_Stated exercise:_ Retype only what runs from the first line of the listing to the line holding "const maskId = useId();", both included. Do not retype the pictures.

_Provided data:_

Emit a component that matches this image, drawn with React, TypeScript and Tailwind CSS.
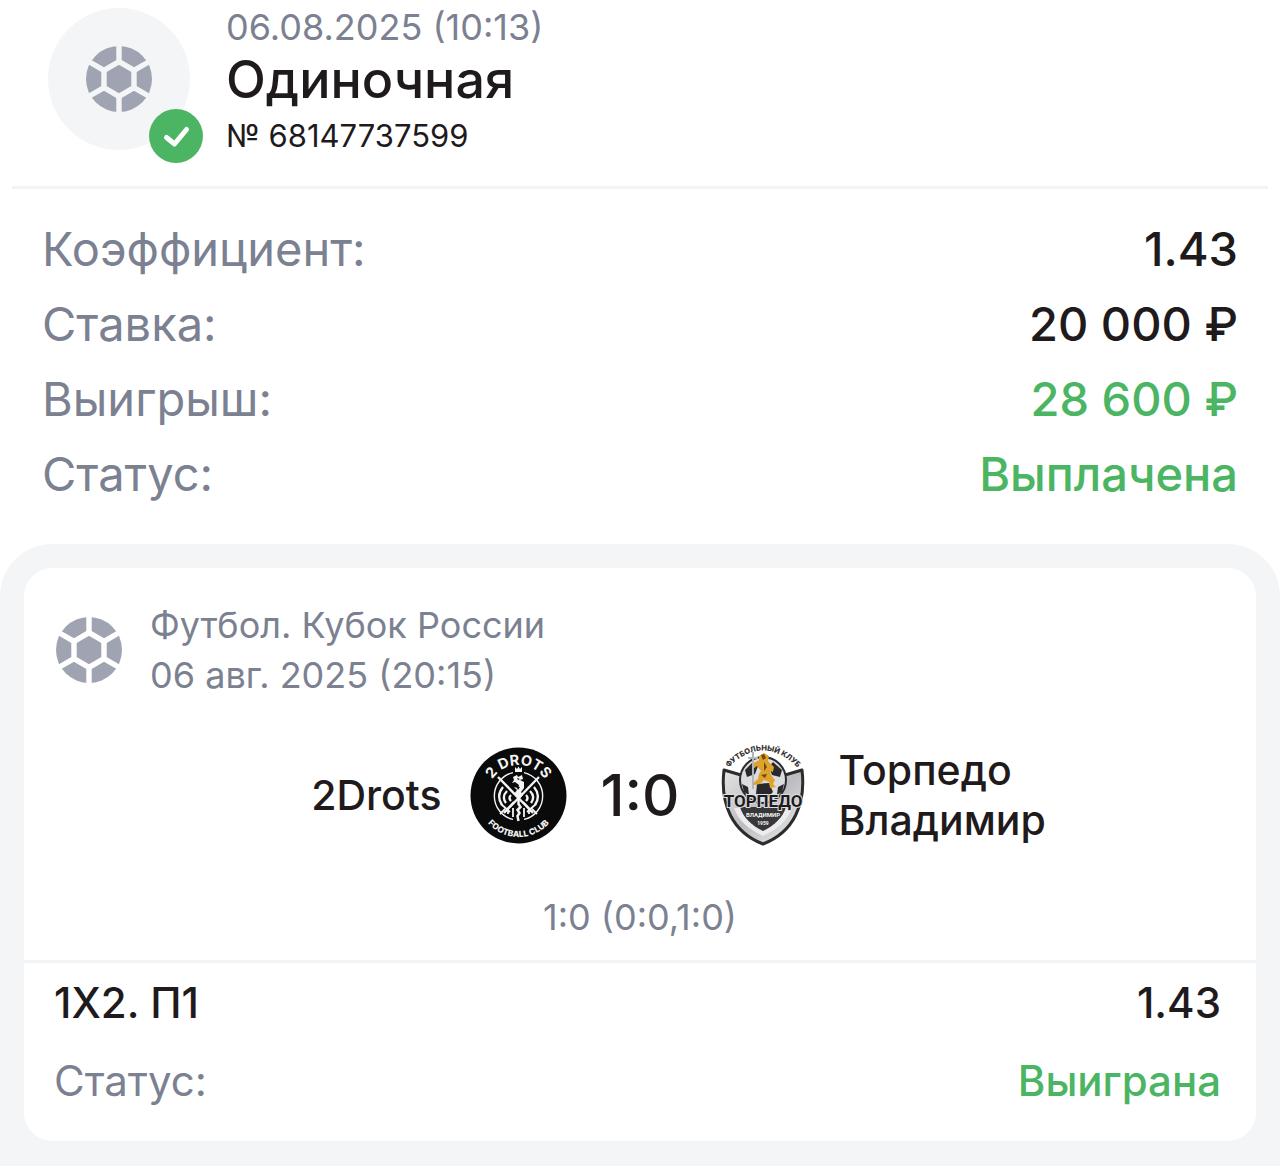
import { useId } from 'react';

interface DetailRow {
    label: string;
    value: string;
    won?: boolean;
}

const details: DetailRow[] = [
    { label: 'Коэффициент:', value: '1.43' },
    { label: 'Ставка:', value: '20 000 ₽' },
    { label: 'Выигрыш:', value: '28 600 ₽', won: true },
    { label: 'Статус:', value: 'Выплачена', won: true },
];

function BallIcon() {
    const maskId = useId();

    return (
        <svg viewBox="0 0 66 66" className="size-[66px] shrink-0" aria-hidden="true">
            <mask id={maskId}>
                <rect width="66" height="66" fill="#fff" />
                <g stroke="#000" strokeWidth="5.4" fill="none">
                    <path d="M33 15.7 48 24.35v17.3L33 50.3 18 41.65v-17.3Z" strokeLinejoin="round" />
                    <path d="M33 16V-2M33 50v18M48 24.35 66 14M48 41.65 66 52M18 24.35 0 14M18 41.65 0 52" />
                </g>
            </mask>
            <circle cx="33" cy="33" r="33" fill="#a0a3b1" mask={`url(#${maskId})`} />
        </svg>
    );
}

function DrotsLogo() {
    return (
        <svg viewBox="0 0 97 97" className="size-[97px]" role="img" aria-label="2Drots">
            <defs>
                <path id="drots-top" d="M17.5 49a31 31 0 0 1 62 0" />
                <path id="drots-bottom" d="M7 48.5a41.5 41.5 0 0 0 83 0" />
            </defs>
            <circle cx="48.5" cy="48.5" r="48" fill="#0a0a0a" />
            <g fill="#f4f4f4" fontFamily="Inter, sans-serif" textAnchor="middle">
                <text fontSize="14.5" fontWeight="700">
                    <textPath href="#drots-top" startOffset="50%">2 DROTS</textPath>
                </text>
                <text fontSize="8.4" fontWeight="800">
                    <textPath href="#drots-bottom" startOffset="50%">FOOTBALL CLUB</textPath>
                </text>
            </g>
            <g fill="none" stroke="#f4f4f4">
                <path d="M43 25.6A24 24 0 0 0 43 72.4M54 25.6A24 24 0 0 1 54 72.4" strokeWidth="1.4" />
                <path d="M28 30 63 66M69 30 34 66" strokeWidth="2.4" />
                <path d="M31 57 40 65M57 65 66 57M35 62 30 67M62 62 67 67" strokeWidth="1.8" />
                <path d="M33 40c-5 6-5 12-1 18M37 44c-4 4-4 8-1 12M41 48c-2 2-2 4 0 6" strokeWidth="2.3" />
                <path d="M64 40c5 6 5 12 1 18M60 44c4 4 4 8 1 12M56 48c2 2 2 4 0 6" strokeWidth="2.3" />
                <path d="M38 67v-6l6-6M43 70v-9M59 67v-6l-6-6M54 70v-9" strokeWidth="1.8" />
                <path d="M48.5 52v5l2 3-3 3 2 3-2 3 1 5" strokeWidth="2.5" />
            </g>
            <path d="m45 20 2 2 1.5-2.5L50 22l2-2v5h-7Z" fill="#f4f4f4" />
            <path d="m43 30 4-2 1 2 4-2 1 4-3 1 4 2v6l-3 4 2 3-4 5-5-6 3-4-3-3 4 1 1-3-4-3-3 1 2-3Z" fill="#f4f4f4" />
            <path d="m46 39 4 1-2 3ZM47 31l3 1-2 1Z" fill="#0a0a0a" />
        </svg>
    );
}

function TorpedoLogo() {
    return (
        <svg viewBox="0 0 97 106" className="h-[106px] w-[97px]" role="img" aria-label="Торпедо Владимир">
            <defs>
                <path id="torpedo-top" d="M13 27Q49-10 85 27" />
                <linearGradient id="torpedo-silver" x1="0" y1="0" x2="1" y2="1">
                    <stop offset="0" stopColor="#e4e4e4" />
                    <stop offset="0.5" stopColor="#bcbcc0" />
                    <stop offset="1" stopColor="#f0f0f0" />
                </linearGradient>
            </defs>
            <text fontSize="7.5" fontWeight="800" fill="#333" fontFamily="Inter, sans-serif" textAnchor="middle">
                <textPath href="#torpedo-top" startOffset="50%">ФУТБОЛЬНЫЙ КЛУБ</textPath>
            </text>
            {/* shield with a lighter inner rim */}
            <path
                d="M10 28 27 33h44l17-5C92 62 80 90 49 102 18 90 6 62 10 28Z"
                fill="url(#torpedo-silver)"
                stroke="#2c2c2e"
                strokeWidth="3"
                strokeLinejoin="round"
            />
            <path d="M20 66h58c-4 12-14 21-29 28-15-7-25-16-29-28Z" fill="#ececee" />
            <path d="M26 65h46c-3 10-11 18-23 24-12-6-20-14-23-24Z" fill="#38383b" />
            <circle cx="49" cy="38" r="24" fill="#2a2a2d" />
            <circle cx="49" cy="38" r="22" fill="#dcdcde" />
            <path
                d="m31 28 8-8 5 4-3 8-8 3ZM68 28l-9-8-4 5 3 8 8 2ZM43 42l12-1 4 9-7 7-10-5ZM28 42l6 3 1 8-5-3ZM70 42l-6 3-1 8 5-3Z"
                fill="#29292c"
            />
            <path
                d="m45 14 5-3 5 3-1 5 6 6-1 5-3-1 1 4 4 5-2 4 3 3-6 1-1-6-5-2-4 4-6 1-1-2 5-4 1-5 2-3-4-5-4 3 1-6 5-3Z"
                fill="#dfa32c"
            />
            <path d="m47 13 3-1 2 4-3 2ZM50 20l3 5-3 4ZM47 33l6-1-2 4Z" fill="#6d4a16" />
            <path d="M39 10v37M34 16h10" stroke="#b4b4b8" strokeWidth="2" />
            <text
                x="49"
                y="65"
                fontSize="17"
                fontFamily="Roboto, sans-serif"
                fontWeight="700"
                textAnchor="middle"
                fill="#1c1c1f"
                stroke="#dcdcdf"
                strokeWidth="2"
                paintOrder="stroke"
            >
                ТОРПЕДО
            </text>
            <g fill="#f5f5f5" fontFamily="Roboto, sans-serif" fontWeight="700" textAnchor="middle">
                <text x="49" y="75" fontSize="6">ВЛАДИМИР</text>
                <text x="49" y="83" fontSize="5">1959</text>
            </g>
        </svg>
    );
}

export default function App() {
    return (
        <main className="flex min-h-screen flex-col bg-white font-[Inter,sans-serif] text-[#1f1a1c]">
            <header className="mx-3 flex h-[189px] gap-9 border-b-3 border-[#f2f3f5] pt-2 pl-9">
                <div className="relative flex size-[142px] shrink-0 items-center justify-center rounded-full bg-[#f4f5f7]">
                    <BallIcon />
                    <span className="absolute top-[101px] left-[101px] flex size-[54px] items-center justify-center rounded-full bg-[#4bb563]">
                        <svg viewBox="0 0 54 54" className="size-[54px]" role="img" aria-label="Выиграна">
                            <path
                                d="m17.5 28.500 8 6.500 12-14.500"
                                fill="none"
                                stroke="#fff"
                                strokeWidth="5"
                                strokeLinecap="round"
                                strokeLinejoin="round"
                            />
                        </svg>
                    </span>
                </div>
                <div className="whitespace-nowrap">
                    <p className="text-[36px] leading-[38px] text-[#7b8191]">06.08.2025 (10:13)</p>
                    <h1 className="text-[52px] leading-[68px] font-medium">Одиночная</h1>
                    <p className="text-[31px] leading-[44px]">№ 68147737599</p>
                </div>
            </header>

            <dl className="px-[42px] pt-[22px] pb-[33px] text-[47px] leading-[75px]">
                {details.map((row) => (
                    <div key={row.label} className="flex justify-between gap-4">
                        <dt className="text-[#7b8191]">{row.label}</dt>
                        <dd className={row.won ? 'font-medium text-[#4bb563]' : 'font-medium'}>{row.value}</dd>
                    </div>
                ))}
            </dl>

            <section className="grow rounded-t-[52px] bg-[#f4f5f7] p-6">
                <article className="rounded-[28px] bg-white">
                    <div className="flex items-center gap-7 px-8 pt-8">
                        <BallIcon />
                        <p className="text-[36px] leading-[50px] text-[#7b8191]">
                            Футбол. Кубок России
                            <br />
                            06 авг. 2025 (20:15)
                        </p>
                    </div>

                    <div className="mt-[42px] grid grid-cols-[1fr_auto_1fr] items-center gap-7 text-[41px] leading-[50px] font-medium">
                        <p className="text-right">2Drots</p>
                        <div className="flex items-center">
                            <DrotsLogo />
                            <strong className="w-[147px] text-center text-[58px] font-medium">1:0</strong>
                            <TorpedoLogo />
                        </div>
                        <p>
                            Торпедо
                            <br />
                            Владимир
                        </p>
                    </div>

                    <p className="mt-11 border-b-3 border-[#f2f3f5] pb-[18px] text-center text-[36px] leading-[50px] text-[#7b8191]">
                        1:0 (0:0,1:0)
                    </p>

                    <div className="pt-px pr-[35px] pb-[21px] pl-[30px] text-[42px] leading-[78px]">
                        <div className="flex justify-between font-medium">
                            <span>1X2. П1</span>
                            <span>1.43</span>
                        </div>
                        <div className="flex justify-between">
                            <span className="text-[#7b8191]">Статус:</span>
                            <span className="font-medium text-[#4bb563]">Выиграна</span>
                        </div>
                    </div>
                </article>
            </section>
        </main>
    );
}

_Exercise response:_
Emit a component that matches this image, drawn with React, TypeScript and Tailwind CSS.
import { useId } from 'react';

interface DetailRow {
    label: string;
    value: string;
    won?: boolean;
}

const details: DetailRow[] = [
    { label: 'Коэффициент:', value: '1.43' },
    { label: 'Ставка:', value: '20 000 ₽' },
    { label: 'Выигрыш:', value: '28 600 ₽', won: true },
    { label: 'Статус:', value: 'Выплачена', won: true },
];

function BallIcon() {
    const maskId = useId();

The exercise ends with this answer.